Esther
Miguel juzga
que, «en el marco neoliberal, los estudios sólo sirven en función de sus
salidas laborales». Esta afirmación, por cierto, incurre en una presunción
errónea y alcanza, consecuentemente, una conclusión equivocada. La presunción
errónea es que Japón funcione dentro de un «marco neoliberal». Lo que se ha
dado en llamar «neoliberal» es, vagamente, la ausencia de intervención
gubernamental en las actividades económicas de las personas. No obstante, esta
definición se ajustaría mejor al liberalismo económico y no se aplica a ninguna
realidad nacional o internacional de las que funcionan hoy en día. Como el
concepto «neoliberal» no se funda en una realidad ocurrente, sino que ha sido
construido ex professo para
justificar la intervención del gobierno en las interacciones económicas de las
personas, se trata de un mero «hombre de paja» y no de un fenómeno constatable
en la realidad. Por lo demás, resulta contradictorio que Esther achaque al
«neoliberalismo» la recomendación del gobierno japonés para eliminar las
carreras de humanidades de las universidades cuando el neoliberalismo se
construye, precisamente, desde la ausencia de intervención estatal.
La
conclusión de que «los estudios sólo sirven en función de sus salidas laborales»

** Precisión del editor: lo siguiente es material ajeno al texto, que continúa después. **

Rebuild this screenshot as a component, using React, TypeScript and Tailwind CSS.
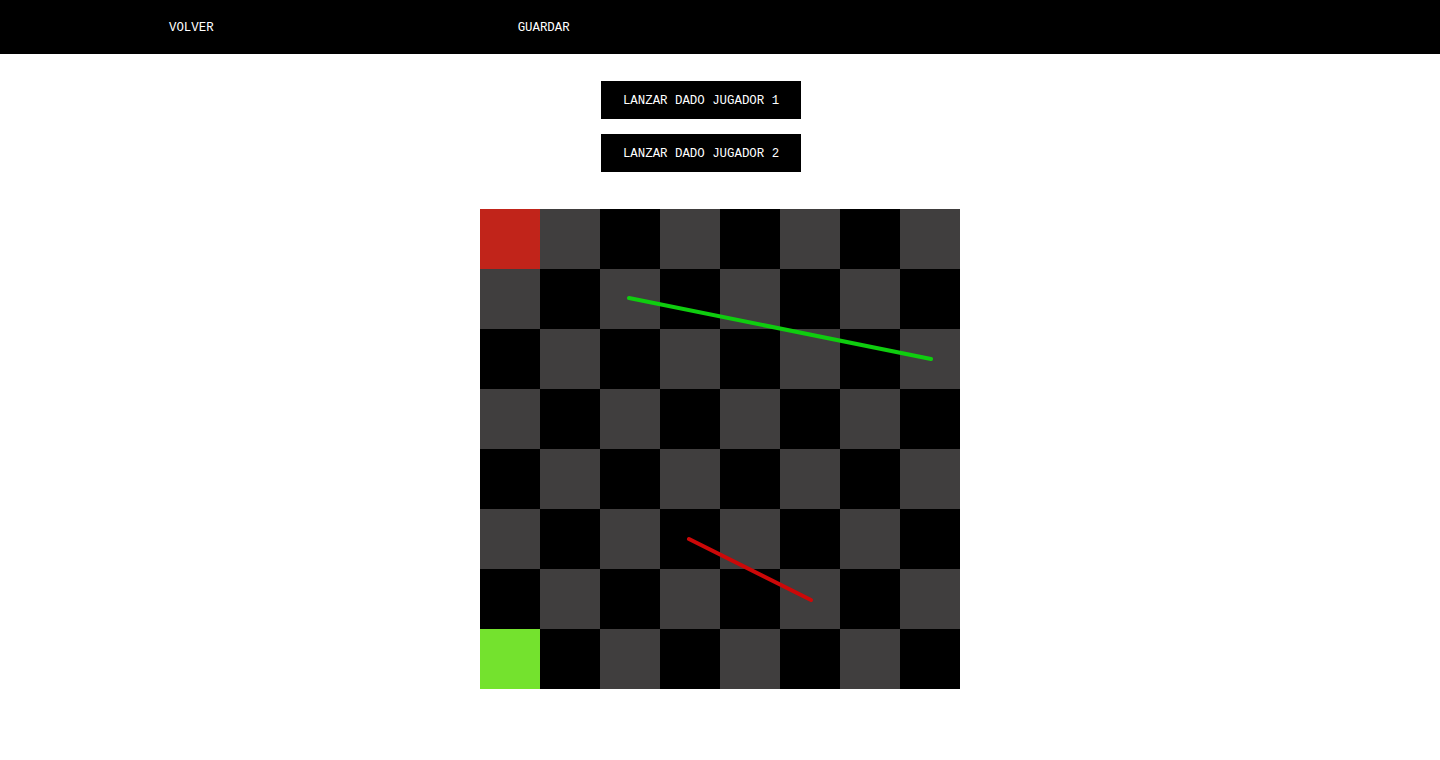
const cells = Array.from({ length: 64 }, (_, i) => i)

function cellClass(i: number) {
  const r = Math.floor(i / 8)
  const c = i % 8
  if (r === 0 && c === 0) return 'bg-[#c1241a]'
  if (r === 7 && c === 0) return 'bg-[#74e22e]'
  return (r + c) % 2 === 1 ? 'bg-[#403e3e]' : 'bg-black'
}

export default function App() {
  return (
    <div className="min-h-screen bg-white font-['Liberation_Mono',monospace] text-[12.4px] text-white">
      <header className="flex h-[54px] items-center bg-black pt-[3px]">
        <span className="ml-[169px]">VOLVER</span>
        <span className="ml-[304px]">GUARDAR</span>
      </header>

      <div className="mt-[27px] flex flex-col gap-[15px] pl-[601px]">
        <button className="h-[38px] w-[200px] bg-black pt-[3px] text-white">LANZAR DADO JUGADOR 1</button>
        <button className="h-[38px] w-[200px] bg-black pt-[3px] text-white">LANZAR DADO JUGADOR 2</button>
      </div>

      <div className="relative mx-auto mt-[37px] grid w-[480px] grid-cols-8">
        {cells.map((i) => (
          <div key={i} className={`h-[60px] w-[60px] ${cellClass(i)}`} />
        ))}
        <svg className="pointer-events-none absolute inset-0" width="480" height="480" viewBox="0 0 480 480">
          <line x1="149" y1="89" x2="451" y2="150" stroke="#0fcd0f" strokeWidth="4" strokeLinecap="round" />
          <line x1="209" y1="330" x2="331" y2="391" stroke="#cc0808" strokeWidth="4" strokeLinecap="round" />
        </svg>
      </div>
    </div>
  )
}
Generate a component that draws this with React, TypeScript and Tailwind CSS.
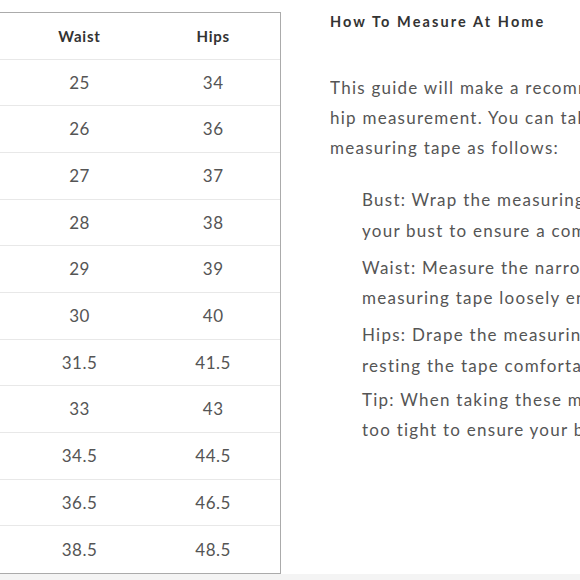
import React from "react";

const rows: [string, string][] = [
  ["25", "34"],
  ["26", "36"],
  ["27", "37"],
  ["28", "38"],
  ["29", "39"],
  ["30", "40"],
  ["31.5", "41.5"],
  ["33", "43"],
  ["34.5", "44.5"],
  ["36.5", "46.5"],
  ["38.5", "48.5"],
];

const tips: [string, string][] = [
  ["Bust: Wrap the measuring tape around the fullest part of", "your bust to ensure a comfortable fit."],
  ["Waist: Measure the narrowest part of your waist, keeping the", "measuring tape loosely enough to breathe."],
  ["Hips: Drape the measuring tape around the widest part,", "resting the tape comfortably around your hips."],
  ["Tip: When taking these measurements, keep the tape not", "too tight to ensure your best fit."],
];

const Row = ({ cells, head }: { cells: string[]; head?: boolean }) => (
  <div className="grid grid-cols-3 h-[46.67px] border-b border-[#e8e8e8] last:border-b-0">
    {/* size column sits off the page */}
    <div />
    {cells.map((c, i) => (
      <div
        key={i}
        className={
          head
            ? "flex items-center justify-center text-[15px] font-bold text-[#333] tracking-[0.8px]"
            : "flex items-center justify-center text-[17px] text-[#555] tracking-[0.5px]"
        }
      >
        {c}
      </div>
    ))}
  </div>
);

export default function App() {
  return (
    <div
      className="w-[580px] h-[580px] overflow-hidden bg-white flex flex-col"
      style={{ fontFamily: "Lato, 'Noto Sans', sans-serif" }}
    >
      <div className="flex flex-1 min-h-0">
        <div className="shrink-0 ml-[-122px] pt-3">
          <div className="w-[403px] border border-[#ababab]">
            <Row head cells={["Waist", "Hips"]} />
            {rows.map((r) => (
              <Row key={r[0]} cells={r} />
            ))}
          </div>
        </div>

        {/* measuring guide */}
        <div className="ml-[49px] flex-1 min-w-0 overflow-hidden whitespace-nowrap text-[#555]">
          <h3 className="mt-[12px] text-[14.5px] leading-[20px] font-bold text-[#333] tracking-[2.1px]">
            How To Measure At Home
          </h3>
          <div className="mt-[41px] text-[17px] leading-[30px] tracking-[1.25px]">
            <div>This guide will make a recommendation based on your bust, waist and</div>
            <div>hip measurement. You can take your measurements using a</div>
            <div>measuring tape as follows:</div>
          </div>
          <div className="mt-[22px] pl-8 flex flex-col gap-[6.5px] text-[17px] leading-[30.5px] tracking-[1.25px]">
            {tips.map((t) => (
              <div key={t[0]} className="last:-mt-[3px]">
                <div>{t[0]}</div>
                <div>{t[1]}</div>
              </div>
            ))}
          </div>
        </div>
      </div>
      <div className="h-[6px] shrink-0 bg-[#f4f4f4]" />
    </div>
  );
}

resulta falsa tanto porque está fundada en una premisa falsa cuanto porque no se
corresponde con la realidad: las personas no solamente estudian porque quieren
acceder a plazas laborales específicas, sino también porque quieren recrearse
en la adquisición de conocimientos específicos y de habilidades analíticas e
investigativas. Ella misma muestra, por cierto, un conjunto de datos que
desmienten que los graduados de humanidades tengan menos oportunidades
laborales que los graduados de ciencias —asumiendo generosamente que estamos en
un marco «neoliberal».
No
vivimos en una economía «neoliberal» ni liberal, sino que fuertemente
intervenida por los gobiernos de todo el mundo. Y los estudios pueden servir al
propósito que cada individuo les dé: no solamente para acceder a un puesto de
trabajo específico.
Desde
mi punto de vista, la intervención del gobierno japonés no hace sino demostrar
nuevamente lo nefasto que resulta tener al Estado regulando la economía en
lugar de dejar que las personas interactúen libremente entre ellas. Si a
alguien le preocupan los efectos de esta libertad «excesiva» (otra contradictio in terminis sumamente
popular), esta persona manifiesta así lo poco que le importan las personas y lo
mucho que le importan las reglas estrictas e inflexibles. El verdadero lugar de
los graduados de humanidades en una comunidad económica solamente puede
descubrirse cuando dejamos que las personas interactúen libremente entre ellas,
no cuando interponemos obstáculos —regulaciones y tributos— en su camino.
El
comportamiento económico no difiere del comportamiento humano general: es arbitrario,
normado, simbólico y estructurado. Los intentos de controlar este
comportamiento —y cualquier otro— no solamente atentan contra la libertad
básica de cada persona de adecuarse o no a la norma de las comunidades con las
que interactúa, sino que además tienen efectos nefastos sobre el progreso
humano general.
Si
acaso las carreras de humanidades son útiles o no queda fuera de la discusión
cuando consideramos que las interacciones de las personas han de ser
voluntarias y no intervenidas por el gobierno: cada uno debería tener la
capacidad de resolver si quiere ofrecer o tomar este tipo de carrera. Las
mediciones que muestra Esther muestran, por lo demás, que no resulta
económicamente perjudicial graduarse en una de ellas.